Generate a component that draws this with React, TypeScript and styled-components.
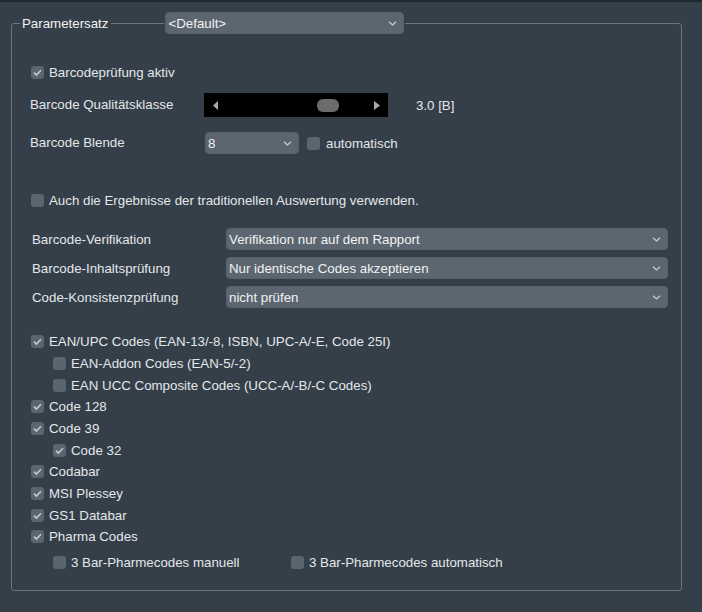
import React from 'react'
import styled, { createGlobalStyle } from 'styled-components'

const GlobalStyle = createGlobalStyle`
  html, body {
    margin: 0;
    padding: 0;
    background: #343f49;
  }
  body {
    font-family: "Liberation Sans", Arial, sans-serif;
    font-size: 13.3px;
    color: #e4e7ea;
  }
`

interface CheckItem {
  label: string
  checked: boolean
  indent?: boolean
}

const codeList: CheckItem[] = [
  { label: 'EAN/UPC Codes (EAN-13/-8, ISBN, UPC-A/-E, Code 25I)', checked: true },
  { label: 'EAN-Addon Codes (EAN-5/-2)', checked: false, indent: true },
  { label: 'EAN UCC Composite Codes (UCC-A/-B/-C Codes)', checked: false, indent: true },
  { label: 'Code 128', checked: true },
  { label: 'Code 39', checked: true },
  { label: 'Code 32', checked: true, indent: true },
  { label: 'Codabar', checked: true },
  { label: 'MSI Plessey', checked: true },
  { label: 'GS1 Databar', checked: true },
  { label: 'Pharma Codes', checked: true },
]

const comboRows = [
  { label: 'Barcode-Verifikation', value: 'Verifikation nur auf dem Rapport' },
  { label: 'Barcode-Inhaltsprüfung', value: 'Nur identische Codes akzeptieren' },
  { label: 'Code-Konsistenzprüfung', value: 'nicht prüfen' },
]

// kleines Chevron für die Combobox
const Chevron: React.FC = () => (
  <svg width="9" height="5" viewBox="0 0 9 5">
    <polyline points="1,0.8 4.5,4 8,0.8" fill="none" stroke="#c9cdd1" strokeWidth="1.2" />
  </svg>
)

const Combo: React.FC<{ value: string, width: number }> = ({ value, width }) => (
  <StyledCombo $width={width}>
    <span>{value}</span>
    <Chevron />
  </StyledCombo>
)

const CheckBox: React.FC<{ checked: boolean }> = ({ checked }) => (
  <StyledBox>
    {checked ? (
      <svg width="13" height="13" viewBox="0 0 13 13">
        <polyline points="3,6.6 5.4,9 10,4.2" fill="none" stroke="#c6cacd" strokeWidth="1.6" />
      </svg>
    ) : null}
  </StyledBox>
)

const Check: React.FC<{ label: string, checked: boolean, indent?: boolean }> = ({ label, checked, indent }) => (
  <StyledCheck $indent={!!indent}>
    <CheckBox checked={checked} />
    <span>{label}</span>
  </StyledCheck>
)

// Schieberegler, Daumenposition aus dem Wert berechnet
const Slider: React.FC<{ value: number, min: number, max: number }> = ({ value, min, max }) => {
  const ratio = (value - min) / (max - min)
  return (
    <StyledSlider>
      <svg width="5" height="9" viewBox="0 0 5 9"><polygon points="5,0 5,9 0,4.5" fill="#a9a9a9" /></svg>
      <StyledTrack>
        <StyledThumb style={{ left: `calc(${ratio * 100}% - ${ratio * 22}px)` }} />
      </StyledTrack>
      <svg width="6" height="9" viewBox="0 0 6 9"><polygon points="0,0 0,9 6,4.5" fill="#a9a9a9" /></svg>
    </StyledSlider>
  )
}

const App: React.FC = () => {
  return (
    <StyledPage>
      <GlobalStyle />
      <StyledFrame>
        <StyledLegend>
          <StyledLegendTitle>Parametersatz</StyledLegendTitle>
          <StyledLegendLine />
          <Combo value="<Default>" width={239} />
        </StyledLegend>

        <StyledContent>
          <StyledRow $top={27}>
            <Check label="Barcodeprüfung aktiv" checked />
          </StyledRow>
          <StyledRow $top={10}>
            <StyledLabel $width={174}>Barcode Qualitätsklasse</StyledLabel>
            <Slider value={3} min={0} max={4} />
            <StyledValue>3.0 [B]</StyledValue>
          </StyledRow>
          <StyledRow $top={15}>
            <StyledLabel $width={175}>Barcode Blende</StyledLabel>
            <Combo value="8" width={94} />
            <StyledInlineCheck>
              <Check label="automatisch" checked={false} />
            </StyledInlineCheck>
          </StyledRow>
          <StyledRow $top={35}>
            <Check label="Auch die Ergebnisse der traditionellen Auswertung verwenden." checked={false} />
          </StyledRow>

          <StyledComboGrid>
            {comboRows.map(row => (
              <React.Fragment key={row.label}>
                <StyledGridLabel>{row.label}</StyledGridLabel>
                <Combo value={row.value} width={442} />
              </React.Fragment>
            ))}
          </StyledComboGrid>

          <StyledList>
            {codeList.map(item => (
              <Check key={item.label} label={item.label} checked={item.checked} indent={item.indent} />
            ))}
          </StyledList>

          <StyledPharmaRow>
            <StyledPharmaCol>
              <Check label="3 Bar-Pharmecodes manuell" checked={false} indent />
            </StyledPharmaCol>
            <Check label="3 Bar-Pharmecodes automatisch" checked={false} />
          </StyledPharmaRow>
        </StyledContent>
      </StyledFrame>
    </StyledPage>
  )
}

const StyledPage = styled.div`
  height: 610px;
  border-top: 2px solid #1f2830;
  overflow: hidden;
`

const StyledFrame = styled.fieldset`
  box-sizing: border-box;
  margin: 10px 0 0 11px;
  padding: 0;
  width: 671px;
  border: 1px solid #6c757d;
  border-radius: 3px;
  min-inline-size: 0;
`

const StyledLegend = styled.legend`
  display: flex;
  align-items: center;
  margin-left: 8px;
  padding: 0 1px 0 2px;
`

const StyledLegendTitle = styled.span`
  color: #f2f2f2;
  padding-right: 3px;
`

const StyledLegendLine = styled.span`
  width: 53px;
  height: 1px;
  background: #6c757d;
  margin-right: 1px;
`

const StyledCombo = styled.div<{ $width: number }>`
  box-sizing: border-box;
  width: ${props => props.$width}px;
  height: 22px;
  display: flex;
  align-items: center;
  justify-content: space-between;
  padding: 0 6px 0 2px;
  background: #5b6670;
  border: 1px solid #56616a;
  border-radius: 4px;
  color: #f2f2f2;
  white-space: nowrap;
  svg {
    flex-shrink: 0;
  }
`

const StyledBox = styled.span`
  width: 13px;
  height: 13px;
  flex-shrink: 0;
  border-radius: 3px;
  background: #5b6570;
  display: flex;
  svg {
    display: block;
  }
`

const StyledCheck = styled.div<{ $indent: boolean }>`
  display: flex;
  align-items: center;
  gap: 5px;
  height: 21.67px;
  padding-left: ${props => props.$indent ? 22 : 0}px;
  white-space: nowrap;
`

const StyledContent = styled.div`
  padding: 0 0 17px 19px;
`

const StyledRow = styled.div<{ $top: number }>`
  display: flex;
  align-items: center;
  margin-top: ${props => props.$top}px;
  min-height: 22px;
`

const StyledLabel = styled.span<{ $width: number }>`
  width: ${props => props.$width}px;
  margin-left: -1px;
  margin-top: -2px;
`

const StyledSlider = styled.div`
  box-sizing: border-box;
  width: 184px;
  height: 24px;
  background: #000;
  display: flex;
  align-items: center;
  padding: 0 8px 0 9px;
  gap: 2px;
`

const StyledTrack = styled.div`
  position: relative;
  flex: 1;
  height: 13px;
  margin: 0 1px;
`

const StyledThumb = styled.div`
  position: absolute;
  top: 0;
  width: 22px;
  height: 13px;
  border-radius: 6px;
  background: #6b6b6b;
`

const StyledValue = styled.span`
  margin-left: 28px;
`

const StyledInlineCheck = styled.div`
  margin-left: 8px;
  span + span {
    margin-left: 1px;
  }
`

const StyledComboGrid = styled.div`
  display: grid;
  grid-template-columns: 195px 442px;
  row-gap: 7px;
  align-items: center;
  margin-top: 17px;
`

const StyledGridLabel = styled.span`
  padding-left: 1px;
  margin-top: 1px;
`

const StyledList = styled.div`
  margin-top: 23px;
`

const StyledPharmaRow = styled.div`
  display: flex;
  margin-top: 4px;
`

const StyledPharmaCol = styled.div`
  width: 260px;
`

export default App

# # # # #

Go through the listing above and write it out again exactly, dropping the pictures.

Generate a component that draws this with React, TypeScript and styled-components.
import React from 'react'
import styled, { createGlobalStyle } from 'styled-components'

const GlobalStyle = createGlobalStyle`
  html, body {
    margin: 0;
    padding: 0;
    background: #343f49;
  }
  body {
    font-family: "Liberation Sans", Arial, sans-serif;
    font-size: 13.3px;
    color: #e4e7ea;
  }
`

interface CheckItem {
  label: string
  checked: boolean
  indent?: boolean
}

const codeList: CheckItem[] = [
  { label: 'EAN/UPC Codes (EAN-13/-8, ISBN, UPC-A/-E, Code 25I)', checked: true },
  { label: 'EAN-Addon Codes (EAN-5/-2)', checked: false, indent: true },
  { label: 'EAN UCC Composite Codes (UCC-A/-B/-C Codes)', checked: false, indent: true },
  { label: 'Code 128', checked: true },
  { label: 'Code 39', checked: true },
  { label: 'Code 32', checked: true, indent: true },
  { label: 'Codabar', checked: true },
  { label: 'MSI Plessey', checked: true },
  { label: 'GS1 Databar', checked: true },
  { label: 'Pharma Codes', checked: true },
]

const comboRows = [
  { label: 'Barcode-Verifikation', value: 'Verifikation nur auf dem Rapport' },
  { label: 'Barcode-Inhaltsprüfung', value: 'Nur identische Codes akzeptieren' },
  { label: 'Code-Konsistenzprüfung', value: 'nicht prüfen' },
]

// kleines Chevron für die Combobox
const Chevron: React.FC = () => (
  <svg width="9" height="5" viewBox="0 0 9 5">
    <polyline points="1,0.8 4.5,4 8,0.8" fill="none" stroke="#c9cdd1" strokeWidth="1.2" />
  </svg>
)

const Combo: React.FC<{ value: string, width: number }> = ({ value, width }) => (
  <StyledCombo $width={width}>
    <span>{value}</span>
    <Chevron />
  </StyledCombo>
)

const CheckBox: React.FC<{ checked: boolean }> = ({ checked }) => (
  <StyledBox>
    {checked ? (
      <svg width="13" height="13" viewBox="0 0 13 13">
        <polyline points="3,6.6 5.4,9 10,4.2" fill="none" stroke="#c6cacd" strokeWidth="1.6" />
      </svg>
    ) : null}
  </StyledBox>
)

const Check: React.FC<{ label: string, checked: boolean, indent?: boolean }> = ({ label, checked, indent }) => (
  <StyledCheck $indent={!!indent}>
    <CheckBox checked={checked} />
    <span>{label}</span>
  </StyledCheck>
)

// Schieberegler, Daumenposition aus dem Wert berechnet
const Slider: React.FC<{ value: number, min: number, max: number }> = ({ value, min, max }) => {
  const ratio = (value - min) / (max - min)
  return (
    <StyledSlider>
      <svg width="5" height="9" viewBox="0 0 5 9"><polygon points="5,0 5,9 0,4.5" fill="#a9a9a9" /></svg>
      <StyledTrack>
        <StyledThumb style={{ left: `calc(${ratio * 100}% - ${ratio * 22}px)` }} />
      </StyledTrack>
      <svg width="6" height="9" viewBox="0 0 6 9"><polygon points="0,0 0,9 6,4.5" fill="#a9a9a9" /></svg>
    </StyledSlider>
  )
}

const App: React.FC = () => {
  return (
    <StyledPage>
      <GlobalStyle />
      <StyledFrame>
        <StyledLegend>
          <StyledLegendTitle>Parametersatz</StyledLegendTitle>
          <StyledLegendLine />
          <Combo value="<Default>" width={239} />
        </StyledLegend>

        <StyledContent>
          <StyledRow $top={27}>
            <Check label="Barcodeprüfung aktiv" checked />
          </StyledRow>
          <StyledRow $top={10}>
            <StyledLabel $width={174}>Barcode Qualitätsklasse</StyledLabel>
            <Slider value={3} min={0} max={4} />
            <StyledValue>3.0 [B]</StyledValue>
          </StyledRow>
          <StyledRow $top={15}>
            <StyledLabel $width={175}>Barcode Blende</StyledLabel>
            <Combo value="8" width={94} />
            <StyledInlineCheck>
              <Check label="automatisch" checked={false} />
            </StyledInlineCheck>
          </StyledRow>
          <StyledRow $top={35}>
            <Check label="Auch die Ergebnisse der traditionellen Auswertung verwenden." checked={false} />
          </StyledRow>

          <StyledComboGrid>
            {comboRows.map(row => (
              <React.Fragment key={row.label}>
                <StyledGridLabel>{row.label}</StyledGridLabel>
                <Combo value={row.value} width={442} />
              </React.Fragment>
            ))}
          </StyledComboGrid>

          <StyledList>
            {codeList.map(item => (
              <Check key={item.label} label={item.label} checked={item.checked} indent={item.indent} />
            ))}
          </StyledList>

          <StyledPharmaRow>
            <StyledPharmaCol>
              <Check label="3 Bar-Pharmecodes manuell" checked={false} indent />
            </StyledPharmaCol>
            <Check label="3 Bar-Pharmecodes automatisch" checked={false} />
          </StyledPharmaRow>
        </StyledContent>
      </StyledFrame>
    </StyledPage>
  )
}

const StyledPage = styled.div`
  height: 610px;
  border-top: 2px solid #1f2830;
  overflow: hidden;
`

const StyledFrame = styled.fieldset`
  box-sizing: border-box;
  margin: 10px 0 0 11px;
  padding: 0;
  width: 671px;
  border: 1px solid #6c757d;
  border-radius: 3px;
  min-inline-size: 0;
`

const StyledLegend = styled.legend`
  display: flex;
  align-items: center;
  margin-left: 8px;
  padding: 0 1px 0 2px;
`

const StyledLegendTitle = styled.span`
  color: #f2f2f2;
  padding-right: 3px;
`

const StyledLegendLine = styled.span`
  width: 53px;
  height: 1px;
  background: #6c757d;
  margin-right: 1px;
`

const StyledCombo = styled.div<{ $width: number }>`
  box-sizing: border-box;
  width: ${props => props.$width}px;
  height: 22px;
  display: flex;
  align-items: center;
  justify-content: space-between;
  padding: 0 6px 0 2px;
  background: #5b6670;
  border: 1px solid #56616a;
  border-radius: 4px;
  color: #f2f2f2;
  white-space: nowrap;
  svg {
    flex-shrink: 0;
  }
`

const StyledBox = styled.span`
  width: 13px;
  height: 13px;
  flex-shrink: 0;
  border-radius: 3px;
  background: #5b6570;
  display: flex;
  svg {
    display: block;
  }
`

const StyledCheck = styled.div<{ $indent: boolean }>`
  display: flex;
  align-items: center;
  gap: 5px;
  height: 21.67px;
  padding-left: ${props => props.$indent ? 22 : 0}px;
  white-space: nowrap;
`

const StyledContent = styled.div`
  padding: 0 0 17px 19px;
`

const StyledRow = styled.div<{ $top: number }>`
  display: flex;
  align-items: center;
  margin-top: ${props => props.$top}px;
  min-height: 22px;
`

const StyledLabel = styled.span<{ $width: number }>`
  width: ${props => props.$width}px;
  margin-left: -1px;
  margin-top: -2px;
`

const StyledSlider = styled.div`
  box-sizing: border-box;
  width: 184px;
  height: 24px;
  background: #000;
  display: flex;
  align-items: center;
  padding: 0 8px 0 9px;
  gap: 2px;
`

const StyledTrack = styled.div`
  position: relative;
  flex: 1;
  height: 13px;
  margin: 0 1px;
`

const StyledThumb = styled.div`
  position: absolute;
  top: 0;
  width: 22px;
  height: 13px;
  border-radius: 6px;
  background: #6b6b6b;
`

const StyledValue = styled.span`
  margin-left: 28px;
`

const StyledInlineCheck = styled.div`
  margin-left: 8px;
  span + span {
    margin-left: 1px;
  }
`

const StyledComboGrid = styled.div`
  display: grid;
  grid-template-columns: 195px 442px;
  row-gap: 7px;
  align-items: center;
  margin-top: 17px;
`

const StyledGridLabel = styled.span`
  padding-left: 1px;
  margin-top: 1px;
`

const StyledList = styled.div`
  margin-top: 23px;
`

const StyledPharmaRow = styled.div`
  display: flex;
  margin-top: 4px;
`

const StyledPharmaCol = styled.div`
  width: 260px;
`

export default App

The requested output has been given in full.